## TASK GOAL
Set the listing down again in full, word for word, with the pictures left out.

## DATA BLOCK
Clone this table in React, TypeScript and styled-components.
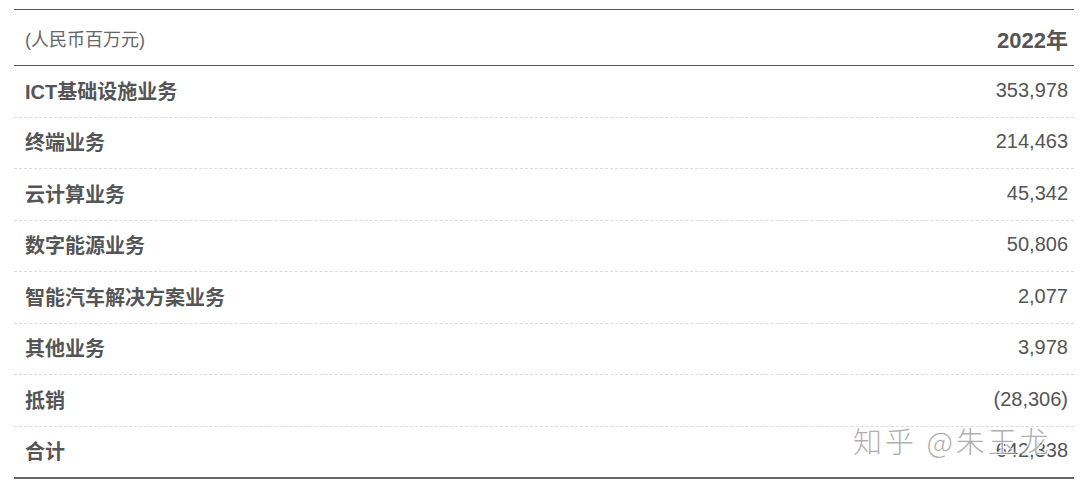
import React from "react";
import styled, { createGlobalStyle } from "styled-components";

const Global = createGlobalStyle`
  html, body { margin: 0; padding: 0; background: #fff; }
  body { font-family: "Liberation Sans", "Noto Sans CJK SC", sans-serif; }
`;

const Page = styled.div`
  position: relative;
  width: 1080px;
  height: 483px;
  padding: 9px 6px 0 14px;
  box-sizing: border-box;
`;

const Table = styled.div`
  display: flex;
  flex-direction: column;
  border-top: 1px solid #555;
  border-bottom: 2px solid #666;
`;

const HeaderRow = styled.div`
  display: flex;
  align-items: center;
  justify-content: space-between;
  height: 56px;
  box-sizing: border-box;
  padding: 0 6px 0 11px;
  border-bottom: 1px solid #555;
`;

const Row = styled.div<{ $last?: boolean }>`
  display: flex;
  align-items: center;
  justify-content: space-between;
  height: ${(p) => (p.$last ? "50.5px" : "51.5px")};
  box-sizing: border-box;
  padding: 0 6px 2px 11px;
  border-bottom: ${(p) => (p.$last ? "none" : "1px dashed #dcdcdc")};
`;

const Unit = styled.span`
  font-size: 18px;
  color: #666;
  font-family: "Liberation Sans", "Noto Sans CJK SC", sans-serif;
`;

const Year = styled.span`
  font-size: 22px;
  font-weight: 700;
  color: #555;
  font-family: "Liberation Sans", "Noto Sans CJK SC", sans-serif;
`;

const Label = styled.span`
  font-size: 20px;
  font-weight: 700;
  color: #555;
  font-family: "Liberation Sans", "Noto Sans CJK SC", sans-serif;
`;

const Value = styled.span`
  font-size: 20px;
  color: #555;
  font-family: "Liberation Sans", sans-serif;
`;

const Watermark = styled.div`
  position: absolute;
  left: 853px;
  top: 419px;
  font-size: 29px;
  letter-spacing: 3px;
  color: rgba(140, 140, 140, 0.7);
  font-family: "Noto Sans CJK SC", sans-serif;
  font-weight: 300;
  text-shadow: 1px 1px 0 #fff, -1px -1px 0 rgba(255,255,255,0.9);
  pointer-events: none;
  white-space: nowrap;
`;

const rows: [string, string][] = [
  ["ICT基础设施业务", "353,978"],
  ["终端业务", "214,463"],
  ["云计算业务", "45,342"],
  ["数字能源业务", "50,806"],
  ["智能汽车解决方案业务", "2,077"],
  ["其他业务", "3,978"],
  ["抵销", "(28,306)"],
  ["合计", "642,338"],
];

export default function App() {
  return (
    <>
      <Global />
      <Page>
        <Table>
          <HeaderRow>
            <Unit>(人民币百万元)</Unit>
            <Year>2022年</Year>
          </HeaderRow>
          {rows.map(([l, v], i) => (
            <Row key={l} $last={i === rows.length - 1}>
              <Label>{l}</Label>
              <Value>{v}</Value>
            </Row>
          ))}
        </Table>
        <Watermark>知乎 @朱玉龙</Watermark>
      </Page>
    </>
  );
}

## FINAL RESULT
Clone this table in React, TypeScript and styled-components.
import React from "react";
import styled, { createGlobalStyle } from "styled-components";

const Global = createGlobalStyle`
  html, body { margin: 0; padding: 0; background: #fff; }
  body { font-family: "Liberation Sans", "Noto Sans CJK SC", sans-serif; }
`;

const Page = styled.div`
  position: relative;
  width: 1080px;
  height: 483px;
  padding: 9px 6px 0 14px;
  box-sizing: border-box;
`;

const Table = styled.div`
  display: flex;
  flex-direction: column;
  border-top: 1px solid #555;
  border-bottom: 2px solid #666;
`;

const HeaderRow = styled.div`
  display: flex;
  align-items: center;
  justify-content: space-between;
  height: 56px;
  box-sizing: border-box;
  padding: 0 6px 0 11px;
  border-bottom: 1px solid #555;
`;

const Row = styled.div<{ $last?: boolean }>`
  display: flex;
  align-items: center;
  justify-content: space-between;
  height: ${(p) => (p.$last ? "50.5px" : "51.5px")};
  box-sizing: border-box;
  padding: 0 6px 2px 11px;
  border-bottom: ${(p) => (p.$last ? "none" : "1px dashed #dcdcdc")};
`;

const Unit = styled.span`
  font-size: 18px;
  color: #666;
  font-family: "Liberation Sans", "Noto Sans CJK SC", sans-serif;
`;

const Year = styled.span`
  font-size: 22px;
  font-weight: 700;
  color: #555;
  font-family: "Liberation Sans", "Noto Sans CJK SC", sans-serif;
`;

const Label = styled.span`
  font-size: 20px;
  font-weight: 700;
  color: #555;
  font-family: "Liberation Sans", "Noto Sans CJK SC", sans-serif;
`;

const Value = styled.span`
  font-size: 20px;
  color: #555;
  font-family: "Liberation Sans", sans-serif;
`;

const Watermark = styled.div`
  position: absolute;
  left: 853px;
  top: 419px;
  font-size: 29px;
  letter-spacing: 3px;
  color: rgba(140, 140, 140, 0.7);
  font-family: "Noto Sans CJK SC", sans-serif;
  font-weight: 300;
  text-shadow: 1px 1px 0 #fff, -1px -1px 0 rgba(255,255,255,0.9);
  pointer-events: none;
  white-space: nowrap;
`;

const rows: [string, string][] = [
  ["ICT基础设施业务", "353,978"],
  ["终端业务", "214,463"],
  ["云计算业务", "45,342"],
  ["数字能源业务", "50,806"],
  ["智能汽车解决方案业务", "2,077"],
  ["其他业务", "3,978"],
  ["抵销", "(28,306)"],
  ["合计", "642,338"],
];

export default function App() {
  return (
    <>
      <Global />
      <Page>
        <Table>
          <HeaderRow>
            <Unit>(人民币百万元)</Unit>
            <Year>2022年</Year>
          </HeaderRow>
          {rows.map(([l, v], i) => (
            <Row key={l} $last={i === rows.length - 1}>
              <Label>{l}</Label>
              <Value>{v}</Value>
            </Row>
          ))}
        </Table>
        <Watermark>知乎 @朱玉龙</Watermark>
      </Page>
    </>
  );
}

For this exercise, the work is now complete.